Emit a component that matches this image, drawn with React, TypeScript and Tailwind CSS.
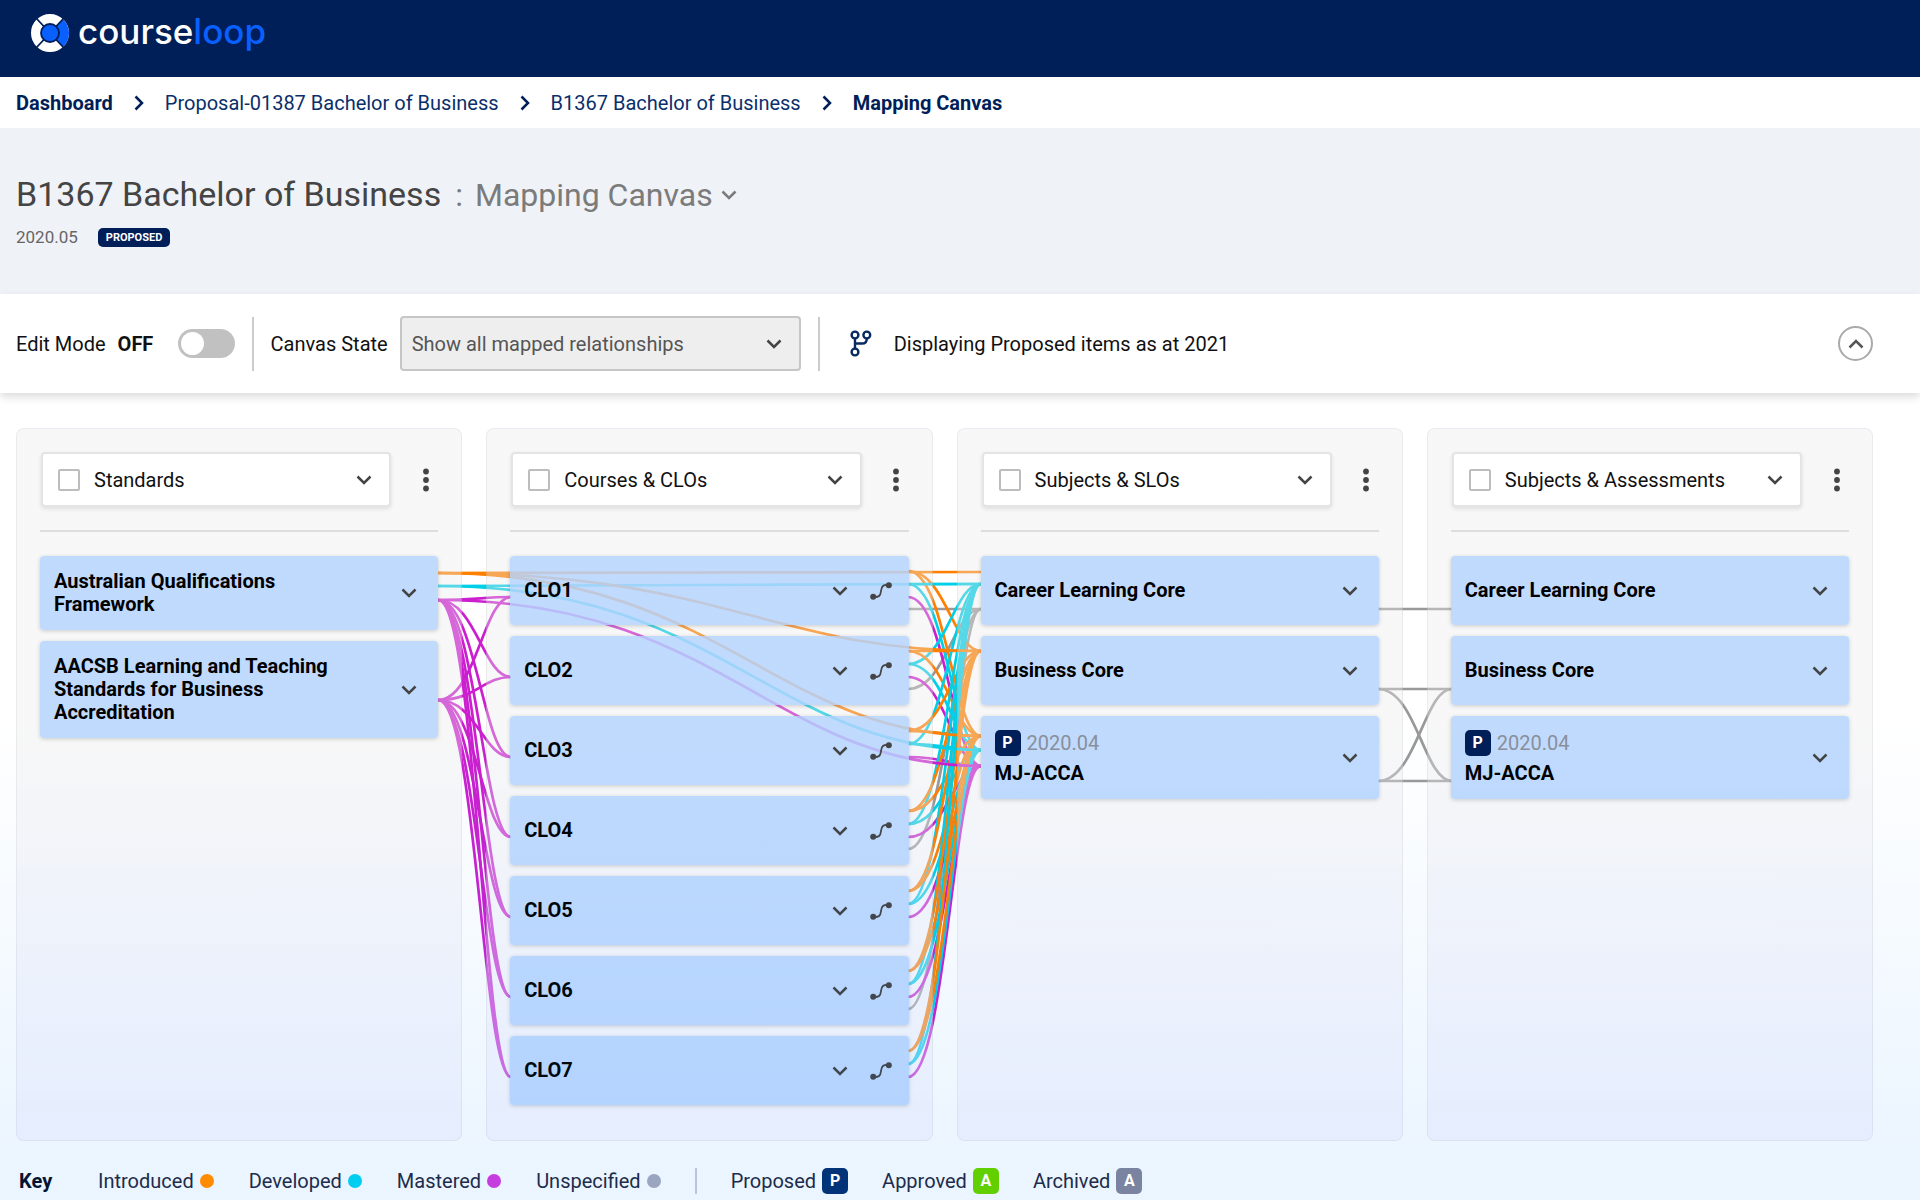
import { useState } from 'react';

type Level = 'introduced' | 'developed' | 'mastered' | 'unspecified';

type Item = { title: string; version?: string; mappable?: boolean };

type Column = { name: string; items: Item[] };

const columns: Column[] = [
  {
    name: 'Standards',
    items: [
      { title: 'Australian Qualifications Framework' },
      { title: 'AACSB Learning and Teaching Standards for Business Accreditation' },
    ],
  },
  {
    name: 'Courses & CLOs',
    items: [1, 2, 3, 4, 5, 6, 7].map((n) => ({ title: `CLO${n}`, mappable: true })),
  },
  {
    name: 'Subjects & SLOs',
    items: [{ title: 'Career Learning Core' }, { title: 'Business Core' }, { title: 'MJ-ACCA', version: '2020.04' }],
  },
  {
    name: 'Subjects & Assessments',
    items: [{ title: 'Career Learning Core' }, { title: 'Business Core' }, { title: 'MJ-ACCA', version: '2020.04' }],
  },
];

const strokes: Record<Level, string> = {
  introduced: '#ff8000',
  developed: '#00cfe8',
  mastered: '#cb1fcf',
  unspecified: '#999999',
};

type Link = { level: Level; from: [number, number]; to: [number, number] };

// Edges of the cards, in the canvas' own units
const STD_RIGHT = 422;
const CLO_LEFT = 495;
const CLO_RIGHT = 892;
const SUB_LEFT = 965;
const SUB_RIGHT = 1362;
const ASM_LEFT = 1436;

const AQF = { introduced: 145, developed: 158, mastered: 172 };
const AACSB = 272;
const CAREER = { introduced: 144, developed: 156, unspecified: 181 };
const BUSINESS = { introduced: 223, unspecified: 261 };
const MAJOR = { introduced: 308, developed: 322, mastered: 338, unspecified: 353 };

const cloTops = [128, 208, 288, 368, 448, 528, 608];
const unspecifiedClos = [0, 1, 3, 5];

const links: Link[] = [
  // Subjects -> Assessments
  { level: 'unspecified', from: [SUB_RIGHT, CAREER.unspecified], to: [ASM_LEFT, CAREER.unspecified] },
  { level: 'unspecified', from: [SUB_RIGHT, BUSINESS.unspecified], to: [ASM_LEFT, BUSINESS.unspecified] },
  { level: 'unspecified', from: [SUB_RIGHT, BUSINESS.unspecified], to: [ASM_LEFT, MAJOR.unspecified] },
  { level: 'unspecified', from: [SUB_RIGHT, MAJOR.unspecified], to: [ASM_LEFT, BUSINESS.unspecified] },
  { level: 'unspecified', from: [SUB_RIGHT, MAJOR.unspecified], to: [ASM_LEFT, MAJOR.unspecified] },
  // Standards -> CLOs
  ...cloTops.flatMap((top): Link[] => [
    { level: 'mastered', from: [STD_RIGHT, AQF.mastered], to: [CLO_LEFT, top + 41] },
    { level: 'mastered', from: [STD_RIGHT, AACSB], to: [CLO_LEFT, top + 41] },
  ]),
  // CLOs -> Subjects
  ...unspecifiedClos.map((i): Link => ({
    level: 'unspecified',
    from: [CLO_RIGHT, cloTops[i] + 53],
    to: [SUB_LEFT, CAREER.unspecified],
  })),
  ...cloTops.flatMap((top): Link[] => [
    { level: 'mastered', from: [CLO_RIGHT, top + 41], to: [SUB_LEFT, MAJOR.mastered] },
    { level: 'developed', from: [CLO_RIGHT, top + 28], to: [SUB_LEFT, CAREER.developed] },
    { level: 'developed', from: [CLO_RIGHT, top + 28], to: [SUB_LEFT, MAJOR.developed] },
    { level: 'introduced', from: [CLO_RIGHT, top + 15], to: [SUB_LEFT, BUSINESS.introduced] },
    { level: 'introduced', from: [CLO_RIGHT, top + 15], to: [SUB_LEFT, MAJOR.introduced] },
  ]),
  // Standards -> Subjects
  { level: 'mastered', from: [STD_RIGHT, AQF.mastered], to: [SUB_LEFT, MAJOR.mastered] },
  { level: 'developed', from: [STD_RIGHT, AQF.developed], to: [SUB_LEFT, CAREER.developed] },
  { level: 'developed', from: [STD_RIGHT, AQF.developed], to: [SUB_LEFT, MAJOR.developed] },
  { level: 'introduced', from: [STD_RIGHT, AQF.introduced], to: [SUB_LEFT, CAREER.introduced] },
  { level: 'introduced', from: [STD_RIGHT, AQF.introduced], to: [SUB_LEFT, BUSINESS.introduced] },
  { level: 'introduced', from: [STD_RIGHT, AQF.introduced], to: [SUB_LEFT, MAJOR.introduced] },
];

const linkPath = ({ from: [x1, y1], to: [x2, y2] }: Link) => {
  const w = x2 - x1;
  return `M${x1} ${y1}C${x1 + w * 0.52} ${y1} ${x1 + w * 0.62} ${y2} ${x2} ${y2}`;
};

const Chevron = ({ className = '' }: { className?: string }) => (
  <svg viewBox="0 0 16 10" className={`h-[10px] w-4 shrink-0 ${className}`} fill="none" aria-hidden="true">
    <path d="M1.500 1.500 8 8 14.500 1.500" stroke="currentColor" strokeWidth="2.500" />
  </svg>
);

const RouteIcon = () => (
  <svg viewBox="0 0 22 18" className="h-[18px] w-[22px]" fill="none" aria-hidden="true">
    <path d="M3 15C9 15.500 10.500 14 11 9S13 2.500 19 3" stroke="currentColor" strokeWidth="1.8" />
    <circle cx="3.200" cy="14.800" r="3" fill="currentColor" />
    <circle cx="18.800" cy="3.200" r="3" fill="currentColor" />
  </svg>
);

const BranchIcon = () => (
  <svg viewBox="0 0 22 27" className="h-[27px] w-[22px] text-[#06295f]" fill="none" stroke="currentColor" strokeWidth="2.4" aria-hidden="true">
    <circle cx="5" cy="5" r="3.400" />
    <circle cx="16.800" cy="5" r="3.400" />
    <circle cx="5" cy="22" r="3.400" />
    <path d="M5 8.400V18.600M16.800 8.400C16.800 12 15.500 13.500 12 13.500H5" />
  </svg>
);

const Logo = () => (
  <a href="#" className="flex items-start gap-2" aria-label="courseloop">
    <svg viewBox="0 0 40 40" className="size-10" fill="none" aria-hidden="true">
      <circle cx="20" cy="20" r="14" stroke="#fff" strokeWidth="10" />
      <path d="M29.400 9.600A14 14 0 0 1 29.400 30.400" stroke="#0a5fff" strokeWidth="10" />
      <path d="M6.500 5.500 14 13.500M33.500 5.500 26 13.500M6.500 34.500 14 26.500M33.500 34.500 26 26.500" stroke="#001e57" strokeWidth="1.800" />
      <circle cx="20" cy="20" r="9" fill="#0a5fff" stroke="#001e57" strokeWidth="1.800" />
    </svg>
    <span className="font-[Inter] text-[35px] leading-9 font-medium text-white">
      course<span className="text-[#0a5fff]">loop</span>
    </span>
  </a>
);

const StateBadge = ({ letter, className }: { letter: string; className: string }) => (
  <span className={`flex size-[26px] shrink-0 items-center justify-center rounded-[5px] text-base font-bold text-white ${className}`}>
    {letter}
  </span>
);

const Breadcrumb = () => (
  <nav aria-label="Breadcrumb" className="bg-white px-4 text-[#001e57]">
    <ol className="flex h-[51px] items-center gap-[18px] text-xl">
      <li><a href="#" className="font-bold">Dashboard</a></li>
      <Chevron className="-rotate-90" />
      <li><a href="#" className="text-[#0a2f6b]">Proposal-01387 Bachelor of Business</a></li>
      <Chevron className="-rotate-90" />
      <li><a href="#" className="text-[#0a2f6b]">B1367 Bachelor of Business</a></li>
      <Chevron className="-rotate-90" />
      <li aria-current="page" className="font-bold">Mapping Canvas</li>
    </ol>
  </nav>
);

const Toolbar = () => {
  const [editMode, setEditMode] = useState(false);

  return (
    <div className="relative flex h-[99px] items-center bg-white pr-[47px] pl-4 text-xl text-[#111] shadow-[0_4px_8px_rgba(0,0,0,0.14)]">
      <label htmlFor="edit-mode" className="flex items-center gap-3">
        Edit Mode <b className="w-12">{editMode ? 'ON' : 'OFF'}</b>
      </label>
      <input
        id="edit-mode"
        type="checkbox"
        role="switch"
        checked={editMode}
        onChange={(e) => setEditMode(e.target.checked)}
        className="ml-3 h-[29px] w-[57px] appearance-none rounded-full bg-[#c1c1c1] p-[3px] before:block before:size-[23px] before:rounded-full before:bg-white checked:bg-[#0a5fff] checked:before:ml-7"
      />
      <div className="ml-[17px] h-[54px] w-[2px] bg-[#ccc]" />
      <label htmlFor="canvas-state" className="ml-[17px]">Canvas State</label>
      <div className="relative ml-3 w-[401px]">
        <select
          id="canvas-state"
          className="h-[55px] w-full appearance-none rounded-[4px] border-2 border-[#c6c6c6] bg-[#eee] px-[10px] text-[#555]"
        >
          <option>Show all mapped relationships</option>
        </select>
        <Chevron className="pointer-events-none absolute top-[23px] right-[19px] text-[#444]" />
      </div>
      <div className="ml-[17px] h-[54px] w-[2px] bg-[#ccc]" />
      <div className="ml-[30px] flex items-center gap-[22px]">
        <BranchIcon />
        Displaying Proposed items as at 2021
      </div>
      <button aria-label="Collapse" className="ml-auto flex size-[35px] items-center justify-center rounded-full border-2 border-[#aaa] text-[#555]">
        <Chevron className="rotate-180" />
      </button>
    </div>
  );
};

const Card = ({ item }: { item: Item }) => (
  <li className="flex min-h-[69px] items-center rounded-[4px] bg-[rgba(177,210,255,0.78)] py-[14px] pr-[17px] pl-[14px] shadow-[0_1px_4px_rgba(0,0,0,0.18)]">
    <div className="w-[300px]">
      {item.version && (
        <div className="mb-[6px] flex items-center gap-[6px] leading-[26px] text-[#8a8f9a]">
          <StateBadge letter="P" className="bg-[#001e57]" />
          {item.version}
        </div>
      )}
      <h3 className="leading-[23px] font-bold text-black">{item.title}</h3>
    </div>
    <div className="ml-auto flex items-center gap-[22px] text-[#444]">
      <button aria-label={`Expand ${item.title}`} className={item.mappable ? '' : 'mr-1'}>
        <Chevron />
      </button>
      {item.mappable && (
        <button aria-label={`Map ${item.title}`}>
          <RouteIcon />
        </button>
      )}
    </div>
  </li>
);

const CanvasColumn = ({ column, id }: { column: Column; id: string }) => (
  <section className="relative rounded-lg border border-black/5 bg-linear-to-b from-[rgba(234,234,234,0.36)] from-45% to-[rgba(235,232,255,0.38)] px-[23px] pt-[23px] pb-[35px]">
    <div className="flex items-center">
      <div className="ml-px flex h-[55px] flex-1 items-center rounded-[4px] border-2 border-[#e4e4e4] bg-white pr-[17px] pl-[15px] shadow-[0_2px_4px_rgba(0,0,0,0.1)]">
        <input id={id} type="checkbox" className="size-[22px] appearance-none rounded-[2px] border-2 border-[#bdbdbd] bg-white checked:bg-[#0a5fff]" />
        <label htmlFor={id} className="ml-[14px] text-[#111]">{column.name}</label>
        <button aria-label={`Choose ${column.name}`} className="ml-auto text-[#444]">
          <Chevron />
        </button>
      </div>
      <button aria-label={`${column.name} menu`} className="flex w-[47px] justify-center pl-[22px]">
        <svg viewBox="0 0 6 24" className="h-6 w-[6px] fill-[#444]" aria-hidden="true">
          <circle cx="3" cy="3.500" r="2.900" />
          <circle cx="3" cy="12" r="2.900" />
          <circle cx="3" cy="20.500" r="2.900" />
        </svg>
      </button>
    </div>
    <hr className="mt-[23px] border-t-2 border-[#ddd]" />
    <ul className="mt-6 flex flex-col gap-[11px]">
      {column.items.map((item) => (
        <Card key={item.title} item={item} />
      ))}
    </ul>
  </section>
);

const levelKeys = [
  { name: 'Introduced', dot: 'bg-[#ff8c00]' },
  { name: 'Developed', dot: 'bg-[#00cdf0]' },
  { name: 'Mastered', dot: 'bg-[#c63ddf]' },
  { name: 'Unspecified', dot: 'bg-[#9aa5bf]' },
];

const stateKeys = [
  { name: 'Proposed', letter: 'P', badge: 'bg-[#003377]' },
  { name: 'Approved', letter: 'A', badge: 'bg-[#62d000]' },
  { name: 'Archived', letter: 'A', badge: 'bg-[#7a84a0]' },
];

// Sits above the blue wash, so its swatches keep their exact colours
const KeyBar = () => (
  <footer className="relative z-10 flex h-[59px] items-center pt-5 pl-[3px] text-[#1d2c4b]">
    <b className="w-[79px] text-[#061433]">Key</b>
    <ul className="flex gap-[35px]">
      {levelKeys.map((k) => (
        <li key={k.name} className="flex items-center gap-[6px]">
          {k.name}
          <span className={`size-[14px] rounded-full ${k.dot}`} />
        </li>
      ))}
    </ul>
    <div className="mx-[34px] h-[26px] w-[2px] bg-[#b9c4dc]" />
    <ul className="flex gap-[34px]">
      {stateKeys.map((k) => (
        <li key={k.name} className="flex items-center gap-[6px]">
          {k.name}
          <StateBadge letter={k.letter} className={k.badge} />
        </li>
      ))}
    </ul>
  </footer>
);

const App = () => {
  return (
    <div className="min-h-screen bg-white font-[Roboto,sans-serif]">
      <header className="flex h-[77px] items-start bg-[#001e57] px-[30px] pt-[13px]">
        <Logo />
      </header>
      <Breadcrumb />

      <div className="h-[166px] bg-[#eff2f7] px-4 pt-[46px]">
        <h1 className="flex items-baseline gap-[14px] text-[34px] leading-10 text-[#444]">
          B1367 Bachelor of Business
          <span className="flex items-center gap-3 text-[32px] text-[#7b7b7b]">
            <span>:</span>
            <button className="flex items-center gap-2">
              Mapping Canvas
              <Chevron />
            </button>
          </span>
        </h1>
        <div className="mt-[10px] flex items-center gap-5 text-[17px] leading-6 text-[#666]">
          2020.05
          <span className="rounded-[5px] bg-[#001e57] px-2 text-[11px] leading-[19px] font-bold text-white">PROPOSED</span>
        </div>
      </div>

      <Toolbar />

      <main className="relative pt-[35px] pr-[47px] pl-4 text-xl">
        <div className="relative grid grid-cols-4 gap-6">
          {/* Mapping lines run behind the columns */}
          <svg
            viewBox="0 0 1857 713"
            preserveAspectRatio="none"
            className="absolute inset-0 h-full w-full"
            fill="none"
            strokeWidth="2.7"
            aria-hidden="true"
          >
            {links.map((link, i) => (
              <path key={i} d={linkPath(link)} stroke={strokes[link.level]} />
            ))}
          </svg>
          {columns.map((column, i) => (
            <CanvasColumn key={column.name} column={column} id={`column-${i}`} />
          ))}
        </div>
        <KeyBar />
        {/* Blue wash towards the bottom of the page */}
        <div className="pointer-events-none absolute inset-0 bg-linear-to-b from-[rgba(0,130,255,0)] from-40% to-[rgba(0,130,255,0.08)] to-95%" />
      </main>
    </div>
  );
};

export default App;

● Written instruction
Give again, word for word, every line from the top of the data through the line with "string; items: Item[]", both ends included, and exclude the pictures.

● Exercise solution
Emit a component that matches this image, drawn with React, TypeScript and Tailwind CSS.
import { useState } from 'react';

type Level = 'introduced' | 'developed' | 'mastered' | 'unspecified';

type Item = { title: string; version?: string; mappable?: boolean };

type Column = { name: string; items: Item[] };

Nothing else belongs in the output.